Given entries:
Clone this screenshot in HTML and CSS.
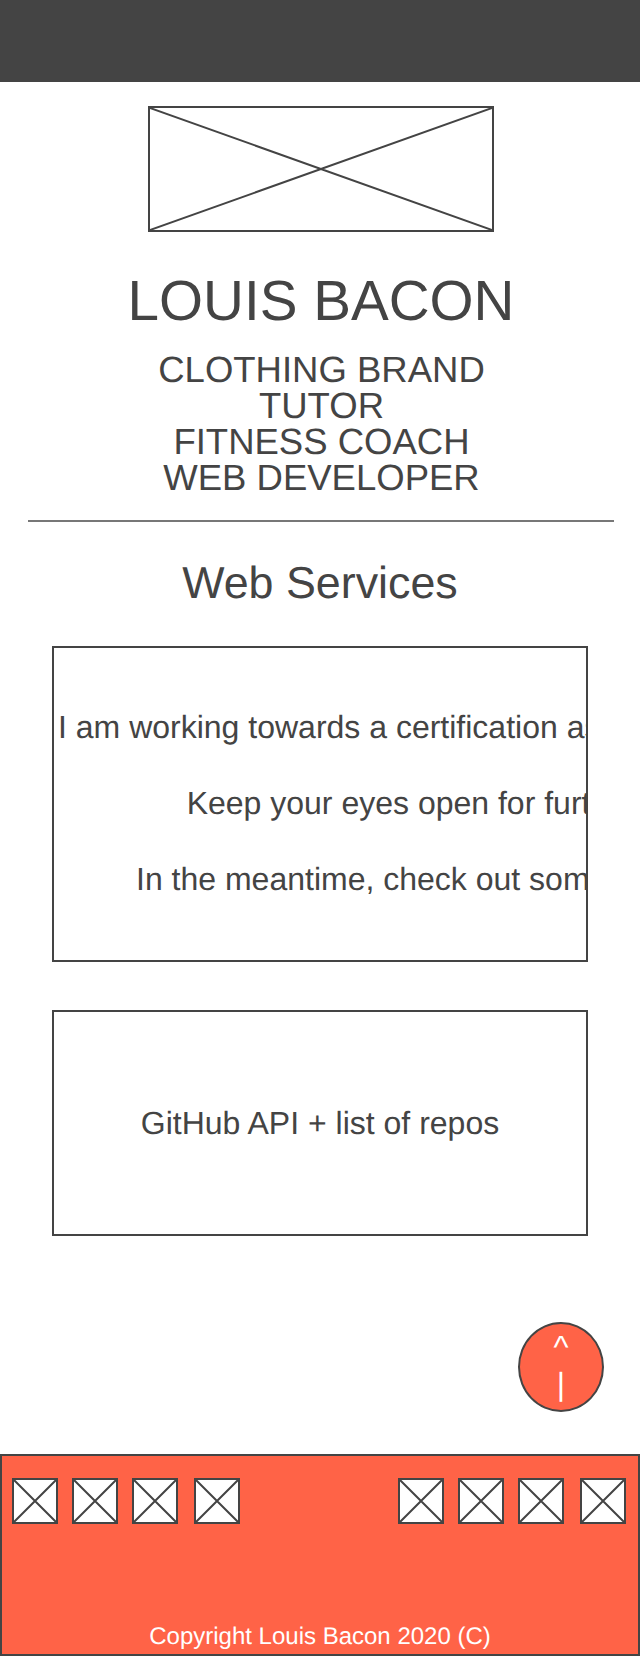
FILE: index.html
```html
<!DOCTYPE html>
<html lang="en">
<head>
<meta charset="utf-8">
<title>Louis Bacon</title>
<link rel="stylesheet" href="styles.css">
</head>
<body>
<div class="page">
  <header class="topbar"></header>
  <main class="main">
    <svg class="logo" viewBox="0 0 346 126" preserveAspectRatio="none"><path class="ph-line" d="M0 0L346 126M346 0L0 126"/></svg>
    <h1 class="name">LOUIS BACON</h1>
    <p class="roles">CLOTHING BRAND<br>TUTOR<br>FITNESS COACH<br>WEB DEVELOPER</p>
    <hr class="rule">
    <h2 class="section-title">Web Services</h2>
    <section class="card card-notes">
      <div class="notes">
        <p class="note">I am working towards a certification as a Web developer.</p>
        <p class="note">Keep your eyes open for further news.</p>
        <p class="note">In the meantime, check out some of my work.</p>
      </div>
    </section>
    <section class="card card-repos">
      <p class="note">GitHub API + list of repos</p>
    </section>
    <a class="to-top" href="#">^<br>|</a>
  </main>
  <footer class="footer">
    <div class="socials">
      <div class="social-group">
        <svg class="social" viewBox="0 0 46 46"><path class="ph-line" d="M0 0L46 46M46 0L0 46"/></svg>
        <svg class="social" viewBox="0 0 46 46"><path class="ph-line" d="M0 0L46 46M46 0L0 46"/></svg>
        <svg class="social" viewBox="0 0 46 46"><path class="ph-line" d="M0 0L46 46M46 0L0 46"/></svg>
        <svg class="social social-last" viewBox="0 0 46 46"><path class="ph-line" d="M0 0L46 46M46 0L0 46"/></svg>
      </div>
      <div class="social-group">
        <svg class="social" viewBox="0 0 46 46"><path class="ph-line" d="M0 0L46 46M46 0L0 46"/></svg>
        <svg class="social" viewBox="0 0 46 46"><path class="ph-line" d="M0 0L46 46M46 0L0 46"/></svg>
        <svg class="social" viewBox="0 0 46 46"><path class="ph-line" d="M0 0L46 46M46 0L0 46"/></svg>
        <svg class="social social-last" viewBox="0 0 46 46"><path class="ph-line" d="M0 0L46 46M46 0L0 46"/></svg>
      </div>
    </div>
    <p class="copyright">Copyright Louis Bacon 2020 (C)</p>
  </footer>
</div>
</body>
</html>
```
FILE: styles.css
```css
* {
  box-sizing: border-box;
}
html, body {
  margin: 0;
  padding: 0;
  background: #fff;
}
body {
  font-family: "Liberation Sans", Arial, sans-serif;
  color: #444;
  text-rendering: geometricPrecision;
}
.page {
  width: 640px;
  height: 1656px;
  display: flex;
  flex-direction: column;
  overflow: hidden;
}
.topbar {
  height: 82px;
  background: #444;
  flex: none;
}
.main {
  flex: 1;
  display: flex;
  flex-direction: column;
  align-items: center;
  padding-top: 24px;
  padding-left: 2px;
}
.ph-line {
  fill: none;
  stroke: #444;
  stroke-width: 2;
  vector-effect: non-scaling-stroke;
}
.logo {
  display: block;
  width: 346px;
  height: 126px;
  border: 2px solid #444;
  background: #fff;
  flex: none;
}
.name {
  margin: 37px 0 0;
  font-size: 56.6px;
  line-height: 64px;
  font-weight: 400;
  text-align: center;
}
.roles {
  margin: 19px 0 0 1px;
  font-size: 36.5px;
  line-height: 36px;
  text-align: center;
}
.rule {
  width: 586px;
  height: 2px;
  margin: 24px 0 0;
  border: 0;
  background: #777;
  flex: none;
}
.section-title {
  margin: 33px 2px 0 0;
  font-size: 44.8px;
  line-height: 56px;
  font-weight: 400;
  text-align: center;
}
.card {
  width: 536px;
  margin-right: 2px;
  border: 2px solid #444;
  overflow: hidden;
  display: flex;
  flex: none;
}
.card-notes {
  height: 316px;
  margin-top: 35px;
  align-items: center;
  padding-left: 4px;
  padding-bottom: 2px;
}
.card-repos {
  height: 226px;
  margin-top: 48px;
  align-items: center;
  justify-content: center;
}
.notes {
  flex: none;
  width: max-content;
  display: flex;
  flex-direction: column;
  gap: 40px;
  text-align: center;
}
.note {
  margin: 0;
  font-size: 32px;
  line-height: 36px;
  white-space: nowrap;
}
.to-top {
  display: block;
  width: 86px;
  height: 90px;
  margin-top: 86px;
  align-self: flex-end;
  margin-right: 36px;
  border: 2px solid #444;
  border-radius: 50%;
  background: #ff6347;
  color: #fff;
  font-size: 32px;
  line-height: 37px;
  text-align: center;
  text-decoration: none;
  padding-top: 5px;
}
.footer {
  height: 202px;
  flex: none;
  margin-top: auto;
  border: 2px solid #444;
  background: #ff6347;
  display: flex;
  flex-direction: column;
  justify-content: space-between;
}
.socials {
  display: flex;
  justify-content: space-between;
  padding: 22px 12px 0 10px;
}
.social-group {
  display: flex;
  gap: 14px;
}
.social {
  display: block;
  width: 46px;
  height: 46px;
  border: 2px solid #444;
  background: #fff;
}
.social-last {
  margin-left: 2px;
}
.copyright {
  margin: 0;
  color: #fff;
  font-size: 24px;
  line-height: 28px;
  text-align: center;
  padding-bottom: 3px;
}
```
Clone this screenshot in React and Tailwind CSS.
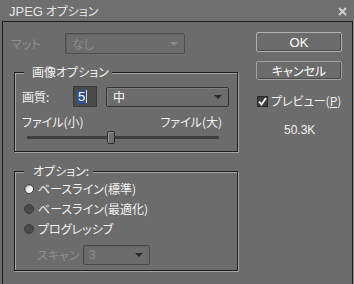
import React from "react";

const F = {
  fontFamily: '"Noto Sans CJK JP", "Liberation Sans", sans-serif',
};

function Arrow({ color = "#2a2a2a" }) {
  return (
    <svg width="8" height="4" viewBox="0 0 8 4" className="shrink-0">
      <path d="M0 0 H8 L4 4 Z" fill={color} />
    </svg>
  );
}

function Radio({ on }) {
  return on ? (
    <span className="w-[10px] h-[10px] rounded-full bg-[#f4f4f4] border border-[#3e3e3e] shadow-[inset_1px_1px_1px_#9a9a9a] shrink-0" />
  ) : (
    <span className="w-[10px] h-[10px] rounded-full bg-[#4a4a4a] border border-[#3a3a3a] shrink-0" />
  );
}

export default function App() {
  return (
    <div
      className="w-[354px] h-[284px] bg-[#6c6c6c] overflow-hidden flex flex-col text-[12px] text-[#f2f2f2] [font-feature-settings:'palt']"
      style={F}
    >
      {/* title bar */}
      <div className="h-[21px] shrink-0 flex items-center justify-between pl-[9px] pr-[7px] bg-[#6f6f6f]">
        <span className="text-[12px] leading-[21px] text-[#e4e4e4]">
          <span className="text-[13px]" style={{ fontFamily: '"Liberation Sans", sans-serif' }}>JPEG</span> オプション
        </span>
        <svg width="9" height="9" viewBox="0 0 9 9" className="mt-[1px]">
          <path d="M1 1 L8 8 M8 1 L1 8" stroke="#cfcfcf" strokeWidth="2" />
        </svg>
      </div>

      {/* body */}
      <div className="flex-1 ml-[2px] mr-[1px] border-t border-l border-r border-[#1c1c1c] shadow-[1px_0_0_#8c8c8c] flex pl-[8px] pt-[10px]">
        {/* left column */}
        <div className="w-[228px] pt-[1px] flex flex-col">
          {/* matte row */}
          <div className="h-[21px] flex items-center">
            <span className="w-[54px] text-[#8e8e8e]">マット</span>
            <div className="w-[120px] h-[21px] border border-[#4e4e4e] rounded-[2px] flex items-center justify-between pl-[6px] pr-[6px] shadow-[inset_1px_1px_0_#626262]">
              <span className="text-[#8c8c8c]">なし</span>
              <Arrow color="#8a8a8a" />
            </div>
          </div>

          {/* group 1 */}
          <div className="mt-[18px] ml-[3px] h-[80px] w-[224px] border border-[#1e1e1e] shadow-[1px_1px_0_#a4a4a4,inset_1px_1px_0_#a4a4a4] flex flex-col">
            <div className="-mt-[8px] ml-[9px] pl-[8px] pr-[3px] h-[14px] leading-[14px] w-fit bg-[#6c6c6c]">
              画像オプション
            </div>
            <div className="mt-[7px] pl-[7px] flex items-start h-[21px]">
              <span className="w-[51px] leading-[21px]">画質:</span>
              <div className="w-[24px] h-[21px] bg-[#4a4a4a] border border-[#3a3a3a] flex items-center pl-[3px]">
                <span className="bg-[#34508a] text-white leading-[14px] px-[1px] text-[13px]" style={{ fontFamily: '"Liberation Sans", sans-serif' }}>5</span>
                <span className="w-[1px] h-[13px] bg-[#dcdcdc]" />
              </div>
              <div className="ml-[9px] mt-[1px] w-[123px] h-[20px] border border-[#333333] rounded-[2px] flex items-center justify-between pl-[6px] pr-[6px] shadow-[inset_1px_1px_0_#808080]">
                <span className="text-white">中</span>
                <Arrow />
              </div>
            </div>
            <div className="mt-[8px] h-[14px] leading-[14px] pl-[7px] pr-[15px] flex justify-between">
              <span>ファイル(小)</span>
              <span>ファイル(大)</span>
            </div>
            <div className="mt-[1px] h-[14px] pl-[12px] flex items-center">
              <div className="w-[80px] h-[3px] bg-[#3e3e3e] rounded-l-[1px]" />
              <div className="w-[8px] h-[13px] rounded-[2px] border border-[#2e2e2e] bg-[#6e6e6e] shadow-[inset_1px_1px_0_#9a9a9a]" />
              <div className="w-[104px] h-[3px] bg-[#3e3e3e] rounded-r-[1px]" />
            </div>
          </div>

          {/* group 2 */}
          <div className="mt-[19px] ml-[3px] h-[100px] w-[224px] border border-[#1e1e1e] shadow-[1px_1px_0_#a4a4a4,inset_1px_1px_0_#a4a4a4] flex flex-col">
            <div className="-mt-[8px] ml-[9px] pl-[9px] pr-[4px] h-[14px] leading-[14px] w-fit bg-[#6c6c6c]">
              オプション:
            </div>
            <div className="mt-[1px] flex flex-col pl-[9px]">
              <div className="h-[20px] flex items-center gap-[4px]">
                <Radio on />
                <span>ベースライン(標準)</span>
              </div>
              <div className="h-[20px] flex items-center gap-[4px]">
                <Radio />
                <span>ベースライン(最適化)</span>
              </div>
              <div className="h-[20px] flex items-center gap-[4px]">
                <Radio />
                <span>プログレッシブ</span>
              </div>
            </div>
            <div className="mt-[6px] h-[20px] pl-[22px] flex items-center">
              <span className="w-[46px] text-[#8c8c8c]">スキャン</span>
              <div className="w-[67px] h-[20px] border border-[#4a4a4a] rounded-[2px] flex items-center justify-between pl-[5px] pr-[6px] shadow-[inset_1px_1px_0_#626262]">
                <span className="text-[#8a8a8a]" style={{ fontFamily: '"Liberation Sans", sans-serif' }}>3</span>
                <Arrow />
              </div>
            </div>
          </div>
        </div>

        {/* right column */}
        <div className="ml-[17px] w-[86px] flex flex-col">
          <button className="h-[20px] w-[86px] border border-[#b0b0b0] rounded-[2px] bg-[#6c6c6c] shadow-[inset_-1px_-1px_0_#4a4a4a] flex items-center justify-center text-[13px] text-white leading-none" style={{ fontFamily: '"Liberation Sans", sans-serif' }}>
            OK
          </button>
          <button className="mt-[9px] h-[19px] w-[86px] border border-[#a0a0a0] rounded-[2px] bg-[#6c6c6c] shadow-[inset_-1px_-1px_0_#4a4a4a] flex items-center justify-center text-white leading-none">
            キャンセル
          </button>
          <div className="mt-[15px] flex items-center h-[12px] pl-[1px]">
            <span className="w-[11px] h-[11px] bg-[#3c3c3c] border border-[#2a2a2a] flex items-center justify-center shrink-0">
              <svg width="9" height="9" viewBox="0 0 9 9">
                <path d="M1 4.5 L3.5 7.5 L8 1" stroke="#ffffff" strokeWidth="1.8" fill="none" />
              </svg>
            </span>
            <span className="ml-[3px] leading-[12px]">
              プレビュー(<span className="underline">P</span>)
            </span>
          </div>
          <div className="mt-[16px] pl-[28px] leading-[14px] text-[12px]" style={{ fontFamily: '"Liberation Sans", sans-serif' }}>
            50.3K
          </div>
        </div>
      </div>
    </div>
  );
}
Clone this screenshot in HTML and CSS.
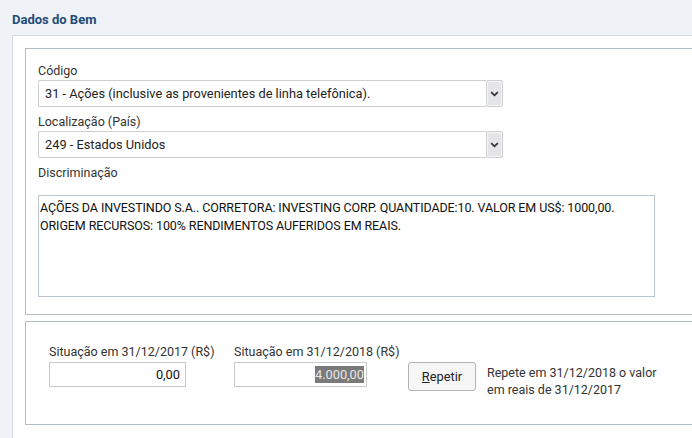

Short problem: Filter the listing for the word "React" and copy every line that holds it.

Solution to this task:
Clone this screenshot in React and Tailwind CSS.
import React from "react";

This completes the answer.